▶ Stated task
All of the data that follows should be retyped exactly, please, except the pictures.

▶ Information supplied
○ ○ ○
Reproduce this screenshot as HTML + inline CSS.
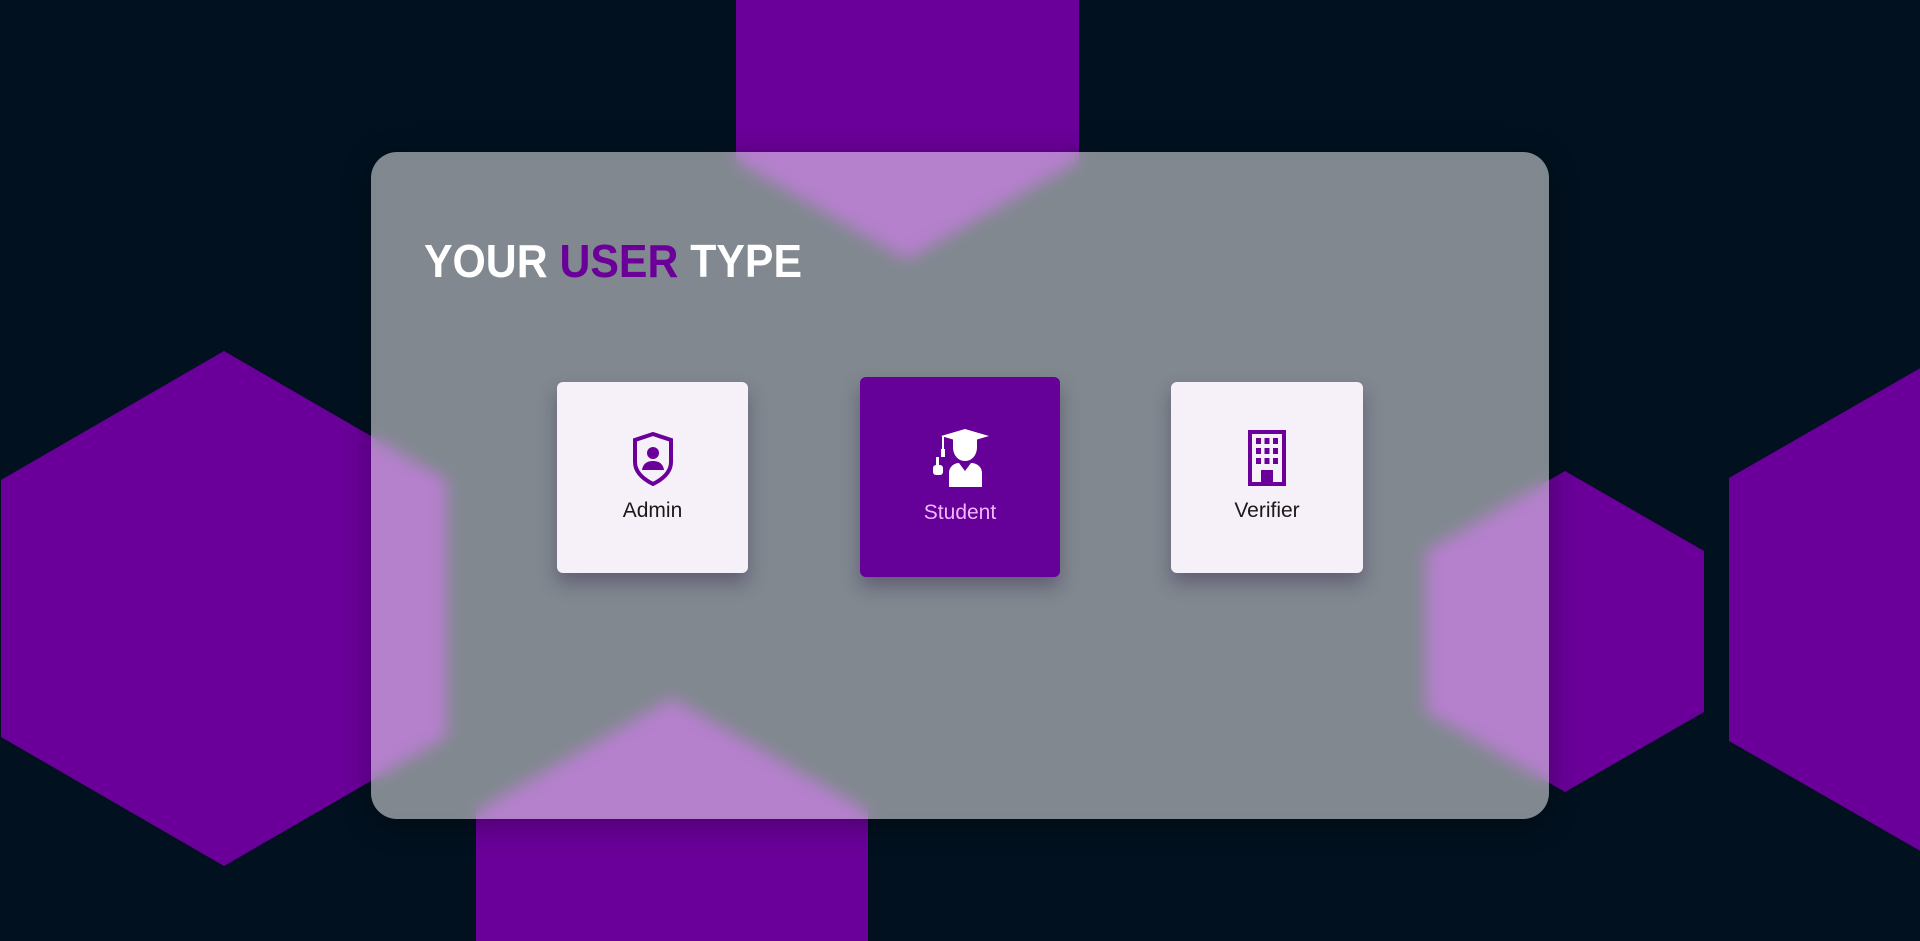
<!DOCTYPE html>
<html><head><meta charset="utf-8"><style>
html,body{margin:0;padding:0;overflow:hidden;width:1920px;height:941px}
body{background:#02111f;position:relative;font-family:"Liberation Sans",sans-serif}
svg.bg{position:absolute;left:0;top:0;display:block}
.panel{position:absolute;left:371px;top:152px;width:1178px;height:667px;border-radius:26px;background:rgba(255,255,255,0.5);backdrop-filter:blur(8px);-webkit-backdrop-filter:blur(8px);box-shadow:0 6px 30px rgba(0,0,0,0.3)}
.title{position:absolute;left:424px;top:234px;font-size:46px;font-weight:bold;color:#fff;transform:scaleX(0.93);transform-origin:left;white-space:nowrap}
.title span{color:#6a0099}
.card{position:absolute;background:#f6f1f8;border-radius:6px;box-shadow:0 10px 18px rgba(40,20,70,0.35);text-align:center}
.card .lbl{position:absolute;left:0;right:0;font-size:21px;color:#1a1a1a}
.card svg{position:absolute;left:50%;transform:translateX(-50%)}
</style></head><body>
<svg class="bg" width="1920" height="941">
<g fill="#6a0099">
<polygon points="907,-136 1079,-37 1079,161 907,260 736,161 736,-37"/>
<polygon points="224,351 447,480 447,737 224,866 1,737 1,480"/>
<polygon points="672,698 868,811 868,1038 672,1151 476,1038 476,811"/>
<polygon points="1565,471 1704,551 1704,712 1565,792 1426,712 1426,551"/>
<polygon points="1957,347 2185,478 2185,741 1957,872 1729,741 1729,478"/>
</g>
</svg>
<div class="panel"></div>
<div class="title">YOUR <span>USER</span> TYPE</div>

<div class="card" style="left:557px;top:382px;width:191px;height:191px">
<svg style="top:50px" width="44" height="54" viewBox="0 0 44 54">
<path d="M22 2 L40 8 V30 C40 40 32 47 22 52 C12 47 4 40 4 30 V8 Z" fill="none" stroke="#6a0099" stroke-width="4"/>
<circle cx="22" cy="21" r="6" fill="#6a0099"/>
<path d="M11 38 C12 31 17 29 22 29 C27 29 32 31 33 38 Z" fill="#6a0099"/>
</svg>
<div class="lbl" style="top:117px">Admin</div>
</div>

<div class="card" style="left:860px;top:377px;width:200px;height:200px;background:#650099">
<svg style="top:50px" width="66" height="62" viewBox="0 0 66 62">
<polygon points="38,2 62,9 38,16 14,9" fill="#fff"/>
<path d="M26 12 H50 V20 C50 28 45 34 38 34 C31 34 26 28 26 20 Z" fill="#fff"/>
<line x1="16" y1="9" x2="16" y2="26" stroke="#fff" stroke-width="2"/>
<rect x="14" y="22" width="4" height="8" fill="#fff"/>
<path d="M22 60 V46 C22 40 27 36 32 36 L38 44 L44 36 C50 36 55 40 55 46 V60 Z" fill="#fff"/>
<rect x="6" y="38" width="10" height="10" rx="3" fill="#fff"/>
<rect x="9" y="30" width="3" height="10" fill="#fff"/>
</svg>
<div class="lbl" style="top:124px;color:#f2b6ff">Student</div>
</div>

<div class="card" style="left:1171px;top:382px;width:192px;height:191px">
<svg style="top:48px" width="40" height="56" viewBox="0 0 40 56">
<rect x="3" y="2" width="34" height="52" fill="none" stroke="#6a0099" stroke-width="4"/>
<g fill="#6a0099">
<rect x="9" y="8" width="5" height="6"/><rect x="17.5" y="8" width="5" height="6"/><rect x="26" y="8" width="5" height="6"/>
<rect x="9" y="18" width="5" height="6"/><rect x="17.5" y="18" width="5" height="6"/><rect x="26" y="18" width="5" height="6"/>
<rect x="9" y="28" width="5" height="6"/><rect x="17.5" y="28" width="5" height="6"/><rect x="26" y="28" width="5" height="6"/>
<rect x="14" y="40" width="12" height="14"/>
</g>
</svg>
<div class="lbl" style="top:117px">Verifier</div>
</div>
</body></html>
○ ○ ○
▶ Answer to this task
Reproduce this screenshot as HTML + inline CSS.
<!DOCTYPE html>
<html><head><meta charset="utf-8"><style>
html,body{margin:0;padding:0;overflow:hidden;width:1920px;height:941px}
body{background:#02111f;position:relative;font-family:"Liberation Sans",sans-serif}
svg.bg{position:absolute;left:0;top:0;display:block}
.panel{position:absolute;left:371px;top:152px;width:1178px;height:667px;border-radius:26px;background:rgba(255,255,255,0.5);backdrop-filter:blur(8px);-webkit-backdrop-filter:blur(8px);box-shadow:0 6px 30px rgba(0,0,0,0.3)}
.title{position:absolute;left:424px;top:234px;font-size:46px;font-weight:bold;color:#fff;transform:scaleX(0.93);transform-origin:left;white-space:nowrap}
.title span{color:#6a0099}
.card{position:absolute;background:#f6f1f8;border-radius:6px;box-shadow:0 10px 18px rgba(40,20,70,0.35);text-align:center}
.card .lbl{position:absolute;left:0;right:0;font-size:21px;color:#1a1a1a}
.card svg{position:absolute;left:50%;transform:translateX(-50%)}
</style></head><body>
<svg class="bg" width="1920" height="941">
<g fill="#6a0099">
<polygon points="907,-136 1079,-37 1079,161 907,260 736,161 736,-37"/>
<polygon points="224,351 447,480 447,737 224,866 1,737 1,480"/>
<polygon points="672,698 868,811 868,1038 672,1151 476,1038 476,811"/>
<polygon points="1565,471 1704,551 1704,712 1565,792 1426,712 1426,551"/>
<polygon points="1957,347 2185,478 2185,741 1957,872 1729,741 1729,478"/>
</g>
</svg>
<div class="panel"></div>
<div class="title">YOUR <span>USER</span> TYPE</div>

<div class="card" style="left:557px;top:382px;width:191px;height:191px">
<svg style="top:50px" width="44" height="54" viewBox="0 0 44 54">
<path d="M22 2 L40 8 V30 C40 40 32 47 22 52 C12 47 4 40 4 30 V8 Z" fill="none" stroke="#6a0099" stroke-width="4"/>
<circle cx="22" cy="21" r="6" fill="#6a0099"/>
<path d="M11 38 C12 31 17 29 22 29 C27 29 32 31 33 38 Z" fill="#6a0099"/>
</svg>
<div class="lbl" style="top:117px">Admin</div>
</div>

<div class="card" style="left:860px;top:377px;width:200px;height:200px;background:#650099">
<svg style="top:50px" width="66" height="62" viewBox="0 0 66 62">
<polygon points="38,2 62,9 38,16 14,9" fill="#fff"/>
<path d="M26 12 H50 V20 C50 28 45 34 38 34 C31 34 26 28 26 20 Z" fill="#fff"/>
<line x1="16" y1="9" x2="16" y2="26" stroke="#fff" stroke-width="2"/>
<rect x="14" y="22" width="4" height="8" fill="#fff"/>
<path d="M22 60 V46 C22 40 27 36 32 36 L38 44 L44 36 C50 36 55 40 55 46 V60 Z" fill="#fff"/>
<rect x="6" y="38" width="10" height="10" rx="3" fill="#fff"/>
<rect x="9" y="30" width="3" height="10" fill="#fff"/>
</svg>
<div class="lbl" style="top:124px;color:#f2b6ff">Student</div>
</div>

<div class="card" style="left:1171px;top:382px;width:192px;height:191px">
<svg style="top:48px" width="40" height="56" viewBox="0 0 40 56">
<rect x="3" y="2" width="34" height="52" fill="none" stroke="#6a0099" stroke-width="4"/>
<g fill="#6a0099">
<rect x="9" y="8" width="5" height="6"/><rect x="17.5" y="8" width="5" height="6"/><rect x="26" y="8" width="5" height="6"/>
<rect x="9" y="18" width="5" height="6"/><rect x="17.5" y="18" width="5" height="6"/><rect x="26" y="18" width="5" height="6"/>
<rect x="9" y="28" width="5" height="6"/><rect x="17.5" y="28" width="5" height="6"/><rect x="26" y="28" width="5" height="6"/>
<rect x="14" y="40" width="12" height="14"/>
</g>
</svg>
<div class="lbl" style="top:117px">Verifier</div>
</div>
</body></html>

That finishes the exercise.